Today, of course, the weather decided to play nicely again – probably because it knew that we had given up on our coastal meanderings and so there was just no point in all that grey and gloom any more. The drive was fairly uneventful, because I-5 just is not the most exciting highway to drive along. But there was one nice surprise. As we headed through the mountains, and came up on Shasta, we started seeing snow along the road. Turns out that storm (or perhaps an earlier one we conveniently missed on our drive up) had dumped quite a lot of snow in the area. The plows had obviously already been through, so it wasn’t a problem on the road (lucky for us since we don’t have chains for this car!), but it was just breathtaking. Eventually I couldn’t stand it any longer so we pulled off at the next exit and found a place that looked mostly untouched, and we got out to tromp around in the snow and take pictures. It was as if we were walking around in the middle of a Christmas card. There was a little path I could see, off the side of the road, and I surprised myself by managing to take this shot, which turned out far better than I could have hoped. The fog was just clearing from the trees, but enough remained to provide that misty feeling. It made me miss living in snow.

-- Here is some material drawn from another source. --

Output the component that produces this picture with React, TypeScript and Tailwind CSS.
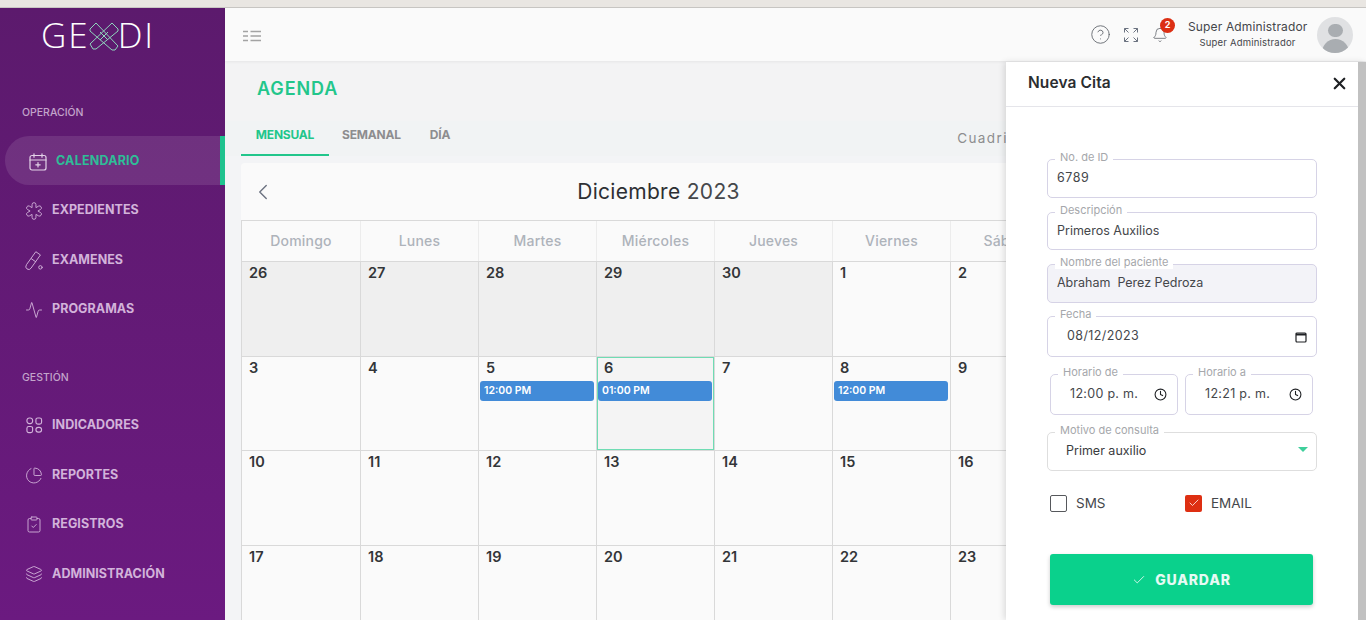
import { Activity, Bell, Check, ChevronLeft, CircleHelp, ClipboardCheck, Clock, Layers, PieChart, X } from "lucide-react";
import type { ReactNode } from "react";

const font = { fontFamily: "Inter, 'Noto Sans', sans-serif" };

function Logo() {
  return (
    <div className="flex items-center pl-[41px] h-[55px] text-white text-[35px] font-light tracking-[2px]" style={{ fontFamily: "'Open Sans', sans-serif" }}>
      <span>GE</span>
      <svg viewBox="0 0 30 30" className="w-[30px] h-[30px] -mx-[1px] text-[#8fd6bd]" fill="none" stroke="currentColor" strokeWidth="1">
        <path d="M1 8l6-6 22 23-3 4-3 0L1 10z" />
        <path d="M29 8l-6-6L1 23l3 5 3 0L29 10z" />
        <path d="M11 11l8 8M19 11l-8 8" />
      </svg>
      <span>DI</span>
    </div>
  );
}

function CalendarIcon() {
  return (
    <svg viewBox="0 0 18 18" className="w-[18px] h-[18px]" fill="none" stroke="currentColor" strokeWidth="1.2" strokeLinecap="round">
      <rect x="1" y="2.500" width="16" height="14.500" rx="2" />
      <path d="M1 7h16M5 0.800v3.400M13 0.800v3.400M9 9.500v4.500M6.800 11.800h4.400" />
    </svg>
  );
}

function FlowerIcon() {
  return (
    <svg viewBox="0 0 24 24" className="w-[20px] h-[20px]" fill="none" stroke="currentColor" strokeWidth="1.200" strokeLinejoin="round">
      <path d="M9.400 3.500A2.600 2.600 0 0 1 14.600 3.500L14.600 7.500 18.060 5.500A2.600 2.600 0 0 1 20.660 10L17.200 12 20.660 14A2.600 2.600 0 0 1 18.060 18.500L14.600 16.500 14.600 20.500A2.600 2.600 0 0 1 9.400 20.500L9.400 16.500 5.940 18.500A2.600 2.600 0 0 1 3.340 14L6.800 12 3.340 10A2.600 2.600 0 0 1 5.940 5.500L9.400 7.500Z" />
    </svg>
  );
}

function TubeIcon() {
  return (
    <svg viewBox="2 0.500 21 22" className="w-[20px] h-[21px]" fill="none" stroke="currentColor" strokeWidth="1.100" strokeLinecap="round" strokeLinejoin="round">
      <path d="M15 1.500l5 3.500L9 20.500a3.200 3.200 0 0 1-5.500-3.800z" />
      <path d="M9.500 9.500l5 3.500" />
      <circle cx="20" cy="19.500" r="2" />
    </svg>
  );
}

function GridIcon() {
  return (
    <svg viewBox="0 0 18 18" className="w-[17px] h-[17px]" fill="none" stroke="currentColor" strokeWidth="1.200">
      <rect x="1" y="1" width="6" height="6" rx="2.500" />
      <rect x="10.500" y="1" width="6" height="6.500" rx="2" />
      <rect x="1" y="10" width="6" height="6.500" rx="2" />
      <rect x="10.500" y="11" width="6" height="5" rx="2.500" />
    </svg>
  );
}

function ExpandIcon() {
  return (
    <svg viewBox="0 0 16 16" className="w-[16px] h-[16px]" fill="none" stroke="#6b7280" strokeWidth="1">
      <path d="M1.500 5.500v-4h4M1.500 1.500l4 4M10.500 1.500h4v4M14.500 1.500l-4 4M1.500 10.500v4h4M1.500 14.500l4-4M14.500 10.500v4h-4M14.500 14.500l-4-4" />
    </svg>
  );
}

function MenuIcon() {
  return (
    <svg viewBox="0 0 18 12" className="w-[18px] h-[12px] mt-[2px]" fill="none" stroke="#a3a3a3" strokeWidth="1.300">
      <path d="M0 1.500h5M0 6h5M0 10.500h5M7.500 1.500H18M7.500 6H18M7.500 10.500H18" />
    </svg>
  );
}

function NavItem({ icon, label, active }: { icon: ReactNode; label: string; active?: boolean }) {
  if (active) {
    return (
      <div className="flex items-center h-[49px] ml-[5px] pl-[24px] pt-[2px] gap-[9px] rounded-l-full bg-white/10 border-r-[5px] border-[#1fc28e] text-[#e3d3e8]">
        {icon}
        <span className="text-[12.500px] font-bold tracking-[0.2px] text-[#2fbd97]">{label}</span>
      </div>
    );
  }
  return (
    <div className="flex items-center h-[49.500px] pl-[25px] pt-[2px] gap-[9px] text-[#d2b3da]">
      <span className="w-[18px] flex justify-center">{icon}</span>
      <span className="text-[12.500px] font-bold tracking-[0.05px]">{label}</span>
    </div>
  );
}

function Sidebar() {
  return (
    <aside className="w-[225px] shrink-0 h-full bg-gradient-to-b from-[#5c1a6d] to-[#6b1a80] flex flex-col">
      <Logo />
      <div className="text-[10.500px] font-medium text-[#c3a5cb] pl-[22px] mt-[43px] mb-[17px] leading-[13px]">OPERACIÓN</div>
      <NavItem active label="CALENDARIO" icon={<CalendarIcon />} />
      <NavItem label="EXPEDIENTES" icon={<FlowerIcon />} />
      <NavItem label="EXAMENES" icon={<TubeIcon />} />
      <NavItem label="PROGRAMAS" icon={<Activity size={20} strokeWidth={1.2} />} />
      <div className="text-[10.500px] font-medium text-[#c3a5cb] pl-[22px] mt-[37px] mb-[16.400px] leading-[13px]">GESTIÓN</div>
      <NavItem label="INDICADORES" icon={<GridIcon />} />
      <NavItem label="REPORTES" icon={<PieChart size={21} strokeWidth={1.2} />} />
      <NavItem label="REGISTROS" icon={<ClipboardCheck size={21} strokeWidth={1.2} />} />
      <NavItem label="ADMINISTRACIÓN" icon={<Layers size={20} strokeWidth={1.2} />} />
    </aside>
  );
}

function TopBar() {
  return (
    <header className="h-[53px] shrink-0 bg-[#fafafa] flex items-center pl-[18px] pr-[13px] shadow-[0_1px_3px_rgba(0,0,0,0.06)] relative z-10">
      <MenuIcon />
      <div className="ml-auto flex items-center">
        <CircleHelp size={21} strokeWidth={1} className="text-[#5f636a]" />
        <span className="ml-[12px]"><ExpandIcon /></span>
        <span className="relative ml-[13px] text-[#5f636a]">
          <Bell size={16} strokeWidth={1.2} />
          <span className="absolute -top-[9px] left-[8px] w-[15px] h-[15px] rounded-full bg-[#dc2f14] text-white text-[9px] font-bold flex items-center justify-center">2</span>
        </span>
        <div className="ml-[20px] w-[119px] text-center text-[#44464a] whitespace-nowrap">
          <div className="text-[12px] tracking-[0.15px] leading-[16px]">Super Administrador</div>
          <div className="text-[9.500px] tracking-[0.2px] leading-[14px] mt-[1px]">Super Administrador</div>
        </div>
        <div className="ml-[10px] w-[36px] h-[36px] rounded-full bg-[#e0e1e3] overflow-hidden flex flex-col items-center">
          <div className="w-[15px] h-[15px] rounded-full bg-[#a9adb1] mt-[7px]" />
          <div className="w-[27px] h-[14px] rounded-t-full bg-[#a9adb1] mt-[2px]" />
        </div>
      </div>
    </header>
  );
}

const weekDays = ["Domingo", "Lunes", "Martes", "Miércoles", "Jueves", "Viernes", "Sábado"];

const weeks = [
  [26, 27, 28, 29, 30, 1, 2],
  [3, 4, 5, 6, 7, 8, 9],
  [10, 11, 12, 13, 14, 15, 16],
  [17, 18, 19, 20, 21, 22, 23],
];

const events: Record<number, string> = { 5: "12:00 PM", 6: "01:00 PM", 8: "12:00 PM" };

function Calendar() {
  return (
    <div className="w-[828px] shrink-0 ml-[16px]">
      <div className="h-[57px] bg-[#fafafa] rounded-t-[4px] flex items-center pl-[9px]">
        <ChevronLeft size={26} strokeWidth={1.3} className="text-[#6b7280]" />
        <div className="w-[743px] text-center text-[#2d2f33] text-[21px] ml-[11px] tracking-[0.3px]">
          Diciembre <span className="text-[#45474b]">2023</span>
        </div>
      </div>
      <div className="grid grid-cols-[119px_repeat(6,118px)] border-l border-t border-[#d9d9d9] bg-[#fafafa]">
        {weekDays.map((d) => (
          <div key={d} className="h-[40px] pb-[1px] border-r border-[#ececec] flex items-center justify-center text-[14px] font-medium tracking-[0.2px] text-[#aeb3ba]">
            {d}
          </div>
        ))}
        {weeks.map((week, w) =>
          week.map((day, i) => {
            const isMuted = w === 0 && i < 5;
            const isToday = w === 1 && day === 6;
            return (
              <div
                key={`${w}-${day}`}
                className={`h-[94.500px] border-r border-t border-[#d9d9d9] text-[14.500px] font-semibold text-[#333538] leading-[20px] pt-[1px] ${isMuted ? "bg-[#efefef]" : "bg-[#fafafa]"} ${isToday ? "!bg-[#f4f4f4] shadow-[inset_0_0_0_1px_#6fdcb3]" : ""}`}
              >
                <div className="pl-[7px]">{day}</div>
                {w === 1 && events[day] && (
                  <div className="ml-[1px] mr-[2px] mt-[3px] h-[20px] rounded-[3px] bg-[#428bd8] text-white text-[10.500px] font-semibold pl-[4px] flex items-center">
                    {events[day]}
                  </div>
                )}
              </div>
            );
          })
        )}
      </div>
    </div>
  );
}

function Field({ label, children, className = "", muted }: { label: string; children: ReactNode; className?: string; muted?: boolean }) {
  return (
    <div className={`relative border border-[#d6d3e6] rounded-[5px] flex items-center text-[12.500px] text-[#45474b] ${muted ? "bg-[#f3f3f8]" : "bg-white"} ${className}`}>
      <span className="absolute -top-[9px] left-[7px] bg-white px-[5px] text-[11px] leading-[13px] text-[#a5a7ab]">{label}</span>
      {children}
    </div>
  );
}

function DatePanel() {
  return (
    <div className="absolute top-[62px] right-0 bottom-0 w-[360px] bg-white shadow-[-2px_0_6px_rgba(0,0,0,0.12)] z-20 flex">
      <div className="flex-1 min-w-0">
        <div className="h-[45px] flex items-center justify-between pl-[22px] pr-[9px] pb-[2px] border-b border-[#e5e5ea]">
          <span className="text-[15.500px] font-semibold text-[#2b2d30] tracking-[0.1px]">Nueva Cita</span>
          <X size={19} strokeWidth={2.8} className="text-[#1f2124]" />
        </div>
        <div className="pl-[41px] pr-[41px] pt-[52px] flex flex-col">
          <Field label="No. de ID" className="h-[39px] pl-[9px]"><span className="tracking-[0.5px]">6789</span></Field>
          <Field label="Descripción" className="h-[38px] pl-[9px] mt-[14px]">Primeros Auxilios</Field>
          <Field label="Nombre del paciente" muted className="h-[39px] pl-[9px] mt-[14px]">Abraham&nbsp; Perez Pedroza</Field>
          <Field label="Fecha" className="h-[41px] pl-[19px] pr-[9px] mt-[13px] justify-between">
            <span className="tracking-[0.4px]">08/12/2023</span>
            <svg viewBox="0 0 12 12" className="w-[12px] h-[12px]" fill="none" stroke="#1f2124" strokeWidth="1.200"><rect x="1" y="2" width="10" height="9" rx="1" /><path d="M1 3.500h10" strokeWidth="2" /></svg>
          </Field>
          <div className="flex gap-[7px] pl-[3px] mt-[17px]">
            <Field label="Horario de" className="w-[128px] h-[41px] pl-[19px] justify-between pr-[10px]">
              <span className="tracking-[0.3px]">12:00 p. m.</span>
              <Clock size={13} strokeWidth={2} className="text-[#1f2124]" />
            </Field>
            <Field label="Horario a" className="w-[128px] h-[41px] pl-[19px] justify-between pr-[10px]">
              <span className="tracking-[0.3px]">12:21 p. m.</span>
              <Clock size={13} strokeWidth={2} className="text-[#1f2124]" />
            </Field>
          </div>
          <div className="mt-[17px]">
            <Field label="Motivo de consulta" className="h-[39px] pl-[18px] pr-[8px] justify-between !border-[#dedede]">
              <span className="text-[#3a3c40]">Primer auxilio</span>
              <span className="w-0 h-0 border-x-[5px] border-x-transparent border-t-[5px] border-t-[#3fcf9b] -mt-[4px]" />
            </Field>
          </div>
          <div className="flex items-center pl-[3px] mt-[22px] text-[13.500px] text-[#45474b]">
            <div className="w-[135px] flex items-center gap-[9px]">
              <span className="w-[17px] h-[17px] border border-[#56585c] rounded-[2px]" />
              SMS
            </div>
            <div className="flex items-center gap-[9px]">
              <span className="w-[17px] h-[17px] rounded-[2px] bg-[#de2f12] flex items-center justify-center text-white"><Check size={12} strokeWidth={1.5} /></span>
              EMAIL
            </div>
          </div>
          <button className="mt-[41px] ml-[3px] mr-[4px] h-[51px] rounded-[3px] bg-[#0ad18c] text-white/90 shadow-[0_2px_4px_rgba(0,0,0,0.2)] flex items-center justify-center gap-[9px] text-[14px] font-extrabold tracking-[0.8px]">
            <Check size={14} strokeWidth={1.5} />
            GUARDAR
          </button>
        </div>
      </div>
      <div className="w-[8px] bg-[#c1c1c1]" />
    </div>
  );
}

export default function App() {
  return (
    <div className="relative w-[1366px] h-[620px] overflow-hidden flex flex-col bg-[#f3f4f6]" style={font}>
      <div className="h-[8px] shrink-0 bg-[#e9e6e2] border-b border-[#c9c7c4]" />
      <div className="flex-1 min-h-0 flex">
        <Sidebar />
        <main className="flex-1 min-w-0 flex flex-col">
          <TopBar />
          <div className="h-[60px] shrink-0 flex items-center pl-[32px] pb-[6px] text-[18px] font-semibold tracking-[0.9px] text-[#22c68b] bg-[#f3f3f4]">AGENDA</div>
          <div className="h-[35px] shrink-0 flex items-start pl-[16px] text-[12px] font-bold tracking-[-0.2px] text-[#8d8d8f] bg-[#f1f3f4]">
            <div className="h-full w-[88px] flex justify-center pt-[5px] border-b-[2.500px] border-[#22c68b] text-[#22c68b]">MENSUAL</div>
            <div className="ml-[13px] pt-[5px]">SEMANAL</div>
            <div className="ml-[29px] pt-[5px]">DÍA</div>
            <div className="ml-[507px] pt-[7px] text-[13.500px] font-normal tracking-[1.400px] whitespace-nowrap">Cuadricula</div>
          </div>
          <div className="h-[7px] shrink-0" />
          <Calendar />
        </main>
      </div>
      <DatePanel />
    </div>
  );
}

So now we are home again, having put close to 2000 miles on the car. The cats are thrilled to see us, of course. There is laundry to do and mail to sort and groceries to purchase before we get back into our regular routine. I wish we’d had more time to explore – there was so much of Oregon we didn’t get a chance to see. But that will have to wait for our next road trip, which is not going to be for a while because I think if I have to spend another 18 hours at one stretch in a car, no matter how lovely the scenery outside, I may go ever so slightly mad.